Sakai brought out the pilot’s helmet and the white silk scarf that he had worn the day he shot down my father.

The scarf was tattered, but in a relatively symmetrical way. The damage, rather than being the result of the ravages of time, had occurred in one brief and traumatic encounter. The explanation was simple. His canopy had been blown away in the attack that had caused his wounds, but this proved a blessing of sorts in that it kept a steady rush of air blowing into the cockpit, helping him maintain consciousness. He was so severely hurt, however, that more than once, in order to shock himself into fuller consciousness, he had to aggravate the pain by striking his open wounds. In spite of this, he passed out several times, only to be awakened by the reinforced strength of the wind rushing into his cockpit as his plane nosed down toward the sea below.

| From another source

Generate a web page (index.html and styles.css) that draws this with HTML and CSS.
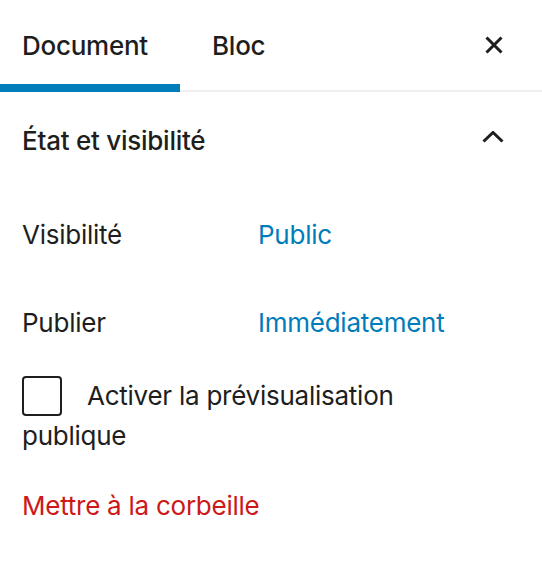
FILE: index.html
```html
<!DOCTYPE html>
<html lang="fr">
<head>
    <meta charset="UTF-8">
    <meta name="viewport" content="width=device-width, initial-scale=1.0">
    <title>Réglages du document</title>
    <link rel="stylesheet" href="styles.css">
</head>
<body>
    <div class="sidebar">
        <div class="tabs">
            <button class="tab active">Document</button>
            <button class="tab">Bloc</button>
            <button class="close" aria-label="Fermer les réglages">
                <svg width="18" height="18" viewBox="0 0 18 18"><path d="M1.5 1.5L16.5 16.5M16.5 1.5L1.5 16.5" /></svg>
            </button>
        </div>

        <div class="panel">
            <h2 class="panel-title">
                <button class="panel-toggle">
                    <span>État et visibilité</span>
                    <svg width="22" height="12" viewBox="0 0 22 12"><path d="M1.5 10.5L11 1.5L20.5 10.5" /></svg>
                </button>
            </h2>

            <div class="panel-body">
                <div class="row">
                    <span class="row-label">Visibilité</span>
                    <a href="#" class="row-value">Public</a>
                </div>
                <div class="row">
                    <span class="row-label">Publier</span>
                    <a href="#" class="row-value">Immédiatement</a>
                </div>
                <div class="check-row">
                    <input type="checkbox" id="public-preview"><label for="public-preview">Activer la prévisualisation publique</label>
                </div>
                <div class="trash">
                    <a href="#">Mettre à la corbeille</a>
                </div>
            </div>
        </div>
    </div>
</body>
</html>
```

FILE: styles.css
```css
body {
    margin: 0;
    background-color: #fff;
    color: #1e1e1e;
    font-family: 'Inter', 'Noto Sans', sans-serif;
    font-size: 26px;
    line-height: 40px;
    letter-spacing: -0.25px;
}
button {
    font: inherit;
    color: inherit;
    letter-spacing: inherit;
    background: none;
    border: none;
    padding: 0;
    cursor: pointer;
}

/* Tabs header */
.tabs {
    display: flex;
    align-items: stretch;
    height: 90px;
    border-bottom: 2px solid #f0f0f0;
}
.tab {
    padding: 0 32px;
    font-weight: 500;
    margin-bottom: -2px;
}
.tab:first-child {
    width: 180px;
    padding-left: 22px;
    padding-right: 0;
    text-align: left;
}
.tab.active {
    box-shadow: inset 0 -8px 0 #007cba;
}
.close {
    margin-left: auto;
    width: 60px;
    margin-right: 18px;
    display: flex;
    align-items: center;
    justify-content: center;
}
.close svg path {
    fill: none;
    stroke: #1e1e1e;
    stroke-width: 3;
}

/* Panel */
.panel-title {
    margin: 0;
    font-size: 26px;
    font-weight: 500;
}
.panel-toggle {
    display: flex;
    align-items: center;
    justify-content: space-between;
    width: 100%;
    padding: 29px 38px 29px 22px;
    text-align: left;
}
.panel-toggle svg {
    margin-top: -8px;
}
.panel-toggle svg path {
    fill: none;
    stroke: #1e1e1e;
    stroke-width: 3;
}
.panel-body {
    padding: 25px 38px 40px 22px;
}
.row {
    display: grid;
    grid-template-columns: 236px 1fr;
    margin-bottom: 48px;
}
.row:nth-child(2) {
    margin-bottom: 33px;
}
.row-value {
    color: #007cba;
    text-decoration: none;
}
.check-row input[type="checkbox"] {
    appearance: none;
    box-sizing: border-box;
    width: 40px;
    height: 40px;
    margin: 0 25px 0 0;
    border: 2px solid #1e1e1e;
    border-radius: 4px;
    vertical-align: top;
    background: #fff;
}
.trash {
    margin-top: 30px;
}
.trash a {
    color: #cc1818;
    text-decoration: none;
}
```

When we later told Sakai-san that our eldest daughter was not there because she was attending flight training in Arizona to become a pilot in the U.S. Air Force, he was greatly moved. He saw this as a continuation of the warrior line, and it seemed especially gratifying to him that it was in the field of aviation. What was most interesting to us, given Japan’s singular lack of progress in the feminist movement of recent years, was that he was delighted to find that it was a girl who was to carry this tradition into the next generation.

With that he took the tattered scarf and tore from it a piece, which he handed to me. Give it to my daughter, he said, and tell her to carry it with her whenever she flies; if she does, whatever gods there be will surely protect her from the perils of the air.

My daughter still carries this talisman, and while I am still not much of a believer in things supernatural, I rest easier when she is flying, knowing that she has that scrap of silk with her.

And so ended my quest, with a newfound friend, the man who killed my father.